Viz results saved | time taken: 0.072612 seconds
==============================
DT::datatable(results$fit_results)
results$viz_results
$`Power plot`

Pros & cons

Pros
  • Automated generation of an interactive R Markdown document (see init_docs() and render_docs() functions);
  • Beginner friendly;
  • Computing experimental replicates in parallel easily with future by adding plan(multisession, workers = n_workers) before run_experiment(experiment, ...);
  • Flexibility of the return fitting results of the simulation (not necessarily the same outputs for all methods);
  • We can change the evaluation metrics and the visualization without re-fitting all the simulations by saving the fit_results tibble.
Cons
  • Likely not as fast/optimized as some alternatives;
  • Only save the simulation results computed from the evaluation functions. We cannot debug a strange simulation result.

Tentative conclusion

The four tools reviewed all seem to do the job. It makes sense to choose one or the other based on coding habits, i.e.:

  • {simpr} is tidyverse-friendly, and seems to be easy to learn. Parallelization is built-in, powered by the futureverse.
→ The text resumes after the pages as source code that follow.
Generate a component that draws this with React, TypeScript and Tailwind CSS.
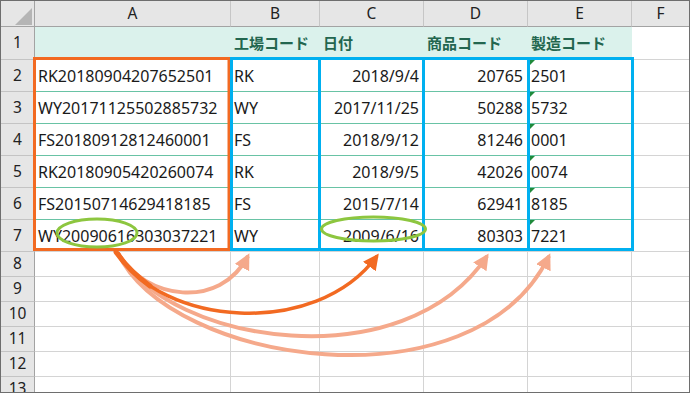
import React from "react";

const rows = [
  ["RK20180904207652501", "RK", "2018/9/4", "20765", "2501"],
  ["WY20171125502885732", "WY", "2017/11/25", "50288", "5732"],
  ["FS20180912812460001", "FS", "2018/9/12", "81246", "0001"],
  ["RK20180905420260074", "RK", "2018/9/5", "42026", "0074"],
  ["FS20150714629418185", "FS", "2015/7/14", "62941", "8185"],
  ["WY20090616303037221", "WY", "2009/6/16", "80303", "7221"],
];

const headers = ["", "工場コード", "日付", "商品コード", "製造コード"];
const letters = ["A", "B", "C", "D", "E", "F"];
const emptyRows = [8, 9, 10, 11, 12, 13];

const rowHead =
  "flex items-center justify-center bg-[#e6e6e6] border-r border-b border-r-[#a3a3a3] border-b-[#c4c4c4] text-[15.5px] text-[#222]";

export default function App() {
  return (
    <div className="h-[393px] w-[690px] overflow-hidden border border-[#6e6e6e] bg-white font-['Noto_Sans',sans-serif]">
      <div className="relative">
        <div className="grid grid-cols-[34px_196px_89px_104px_104px_104px_1fr] grid-rows-[26px_33px_repeat(6,32px)_repeat(6,25px)]">
          {/* corner */}
          <div className="relative bg-[#e6e6e6] border-r border-b border-r-[#a3a3a3] border-b-[#a3a3a3]">
            <div className="absolute right-[2px] bottom-[1px] h-0 w-0 border-b-[17px] border-l-[17px] border-b-[#b5b5b5] border-l-transparent" />
          </div>
          {letters.map((l, i) => (
            <div
              key={l}
              className={`flex items-center justify-center bg-[#e6e6e6] border-b border-b-[#a3a3a3] text-[15.5px] text-[#222] ${
                i < 5 ? "border-r border-r-[#c6c6c6]" : ""
              }`}
            >
              {l}
            </div>
          ))}

          {/* row 1 */}
          <div className={rowHead}>1</div>
          {headers.map((h, i) => (
            <div
              key={i}
              className="flex items-center bg-[#dbf2ec] pl-[3px] font-['Noto_Sans_CJK_JP',sans-serif] text-[15px] font-bold text-[#23664f]"
            >
              {h}
            </div>
          ))}
          <div className="border-b border-[#d4d4d4]" />

          {/* data rows */}
          {rows.map((r, ri) => {
            const last = ri === rows.length - 1;
            const line = last ? "border-b-[#d4d4d4]" : "border-b-[#69c3a5]";
            return (
              <React.Fragment key={ri}>
                <div className={rowHead}>{ri + 2}</div>
                <div className={`flex items-center border-r border-b border-r-[#d4d4d4] ${line} pl-[3px] text-[16px] text-[#1a1a1a]`}>
                  {r[0]}
                </div>
                <div className={`flex items-center border-r border-b border-r-[#d4d4d4] ${line} pl-[3px] text-[16px] text-[#1a1a1a]`}>
                  {r[1]}
                </div>
                <div className={`flex items-center justify-end border-r border-b border-r-[#d4d4d4] ${line} pr-[4px] text-[16px] text-[#1a1a1a]`}>
                  {r[2]}
                </div>
                <div className={`flex items-center justify-end border-r border-b border-r-[#d4d4d4] ${line} pr-[4px] text-[16px] text-[#1a1a1a]`}>
                  {r[3]}
                </div>
                <div className={`relative flex items-center border-r border-b border-r-[#d4d4d4] ${line} pl-[3px] text-[16px] text-[#1a1a1a]`}>
                  <span className="absolute left-[2px] top-0 h-0 w-0 border-t-[5px] border-r-[5px] border-t-[#1f8a3b] border-r-transparent" />
                  {r[4]}
                </div>
                <div className="border-b border-[#d4d4d4]" />
              </React.Fragment>
            );
          })}

          {/* empty rows */}
          {emptyRows.map((n) => (
            <React.Fragment key={n}>
              <div className={rowHead}>{n}</div>
              {[0, 1, 2, 3, 4].map((c) => (
                <div key={c} className="border-r border-b border-[#d4d4d4]" />
              ))}
              <div className="border-b border-[#d4d4d4]" />
            </React.Fragment>
          ))}
        </div>

        {/* annotations */}
        <svg
          className="pointer-events-none absolute -left-px -top-px"
          width={690}
          height={393}
          viewBox="0 0 690 393"
        >
          <defs>
            <marker id="headLight" markerUnits="userSpaceOnUse" markerWidth="18" markerHeight="18" refX="13" refY="8" orient="auto">
              <path d="M0,0 L16,8 L0,16 z" fill="#f5a98b" />
            </marker>
            <marker id="headDark" markerUnits="userSpaceOnUse" markerWidth="18" markerHeight="18" refX="13" refY="8" orient="auto">
              <path d="M0,0 L16,8 L0,16 z" fill="#f26a22" />
            </marker>
          </defs>

          <rect x="34.5" y="58.5" width="194.5" height="191" fill="none" stroke="#f26a22" strokeWidth="3" />
          <rect x="231.5" y="58.5" width="88" height="191" fill="none" stroke="#00b0f0" strokeWidth="3" />
          <rect x="319.5" y="58.5" width="104" height="191" fill="none" stroke="#00b0f0" strokeWidth="3" />
          <rect x="423.5" y="58.5" width="105" height="191" fill="none" stroke="#00b0f0" strokeWidth="3" />
          <rect x="528.5" y="58.5" width="104" height="191" fill="none" stroke="#00b0f0" strokeWidth="3" />

          <ellipse cx="97" cy="233" rx="40" ry="14" fill="none" stroke="#8dc63f" strokeWidth="3" />
          <ellipse cx="373.5" cy="229" rx="52" ry="12" fill="none" stroke="#8dc63f" strokeWidth="3" />

          <path d="M118,253 C170,365 475,410 549,256" fill="none" stroke="#f5a98b" strokeWidth="4" markerEnd="url(#headLight)" />
          <path d="M118,253 C170,345 405,380 487,256" fill="none" stroke="#f5a98b" strokeWidth="4" markerEnd="url(#headLight)" />
          <path d="M118,253 C145,300 220,310 248,256" fill="none" stroke="#f5a98b" strokeWidth="4" markerEnd="url(#headLight)" />
          <path d="M118,253 C160,325 315,340 377,256" fill="none" stroke="#f26a22" strokeWidth="3.5" markerEnd="url(#headDark)" />
          <path d="M116,252 C125,265 135,275 150,286" fill="none" stroke="#f26a22" strokeWidth="5" strokeLinecap="round" />
        </svg>
      </div>
    </div>
  );
}
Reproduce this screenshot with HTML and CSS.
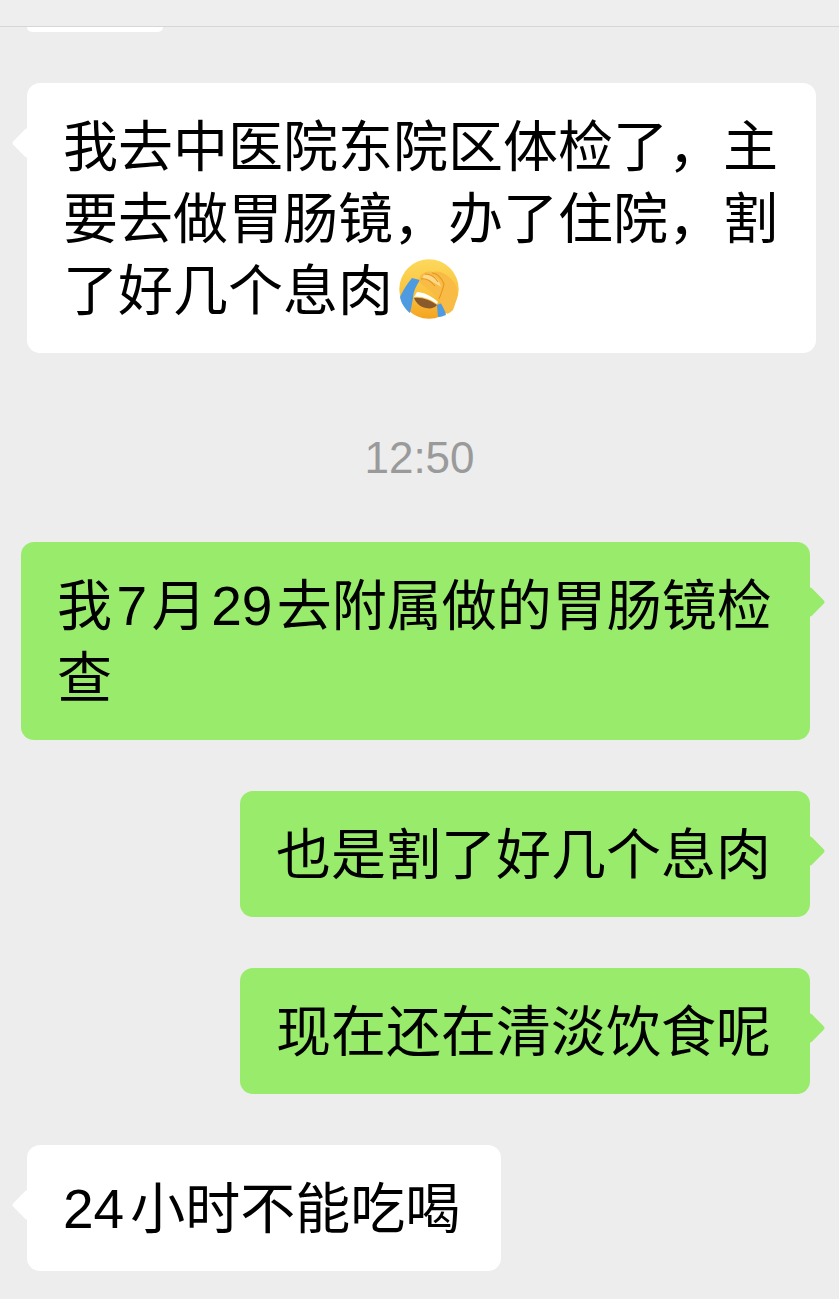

  • {simulator} uses base R, and is flexible and modular: the components of the simulation study (simulation model, methods, evaluation metrics) are stored on disk as R functions, and intermediate results are also stored on disk. It also outputs an Rmarkdown report.

  • {simEngine} is very well documented. It also has a built-in parallelization scheme based on the {parallel} package which is tailored towards simulation studies on a cluster. The package implements the idea of updating a simulation study for, say, add more bootstrap samples or more Monte Carlo replicates without re-running the whole simulation study.

  • {simChef} is pipe-friendly and implements a modular approach to simulations where the user must define a set of functions that implements the various parts of a simulation study: data-generating process, methods to be applied to the data, evaluation metrics to summarize the results of the applied method and visualization. It is not yet on CRAN. It is object-oriented and modular. It also outputs a Rmarkdown report.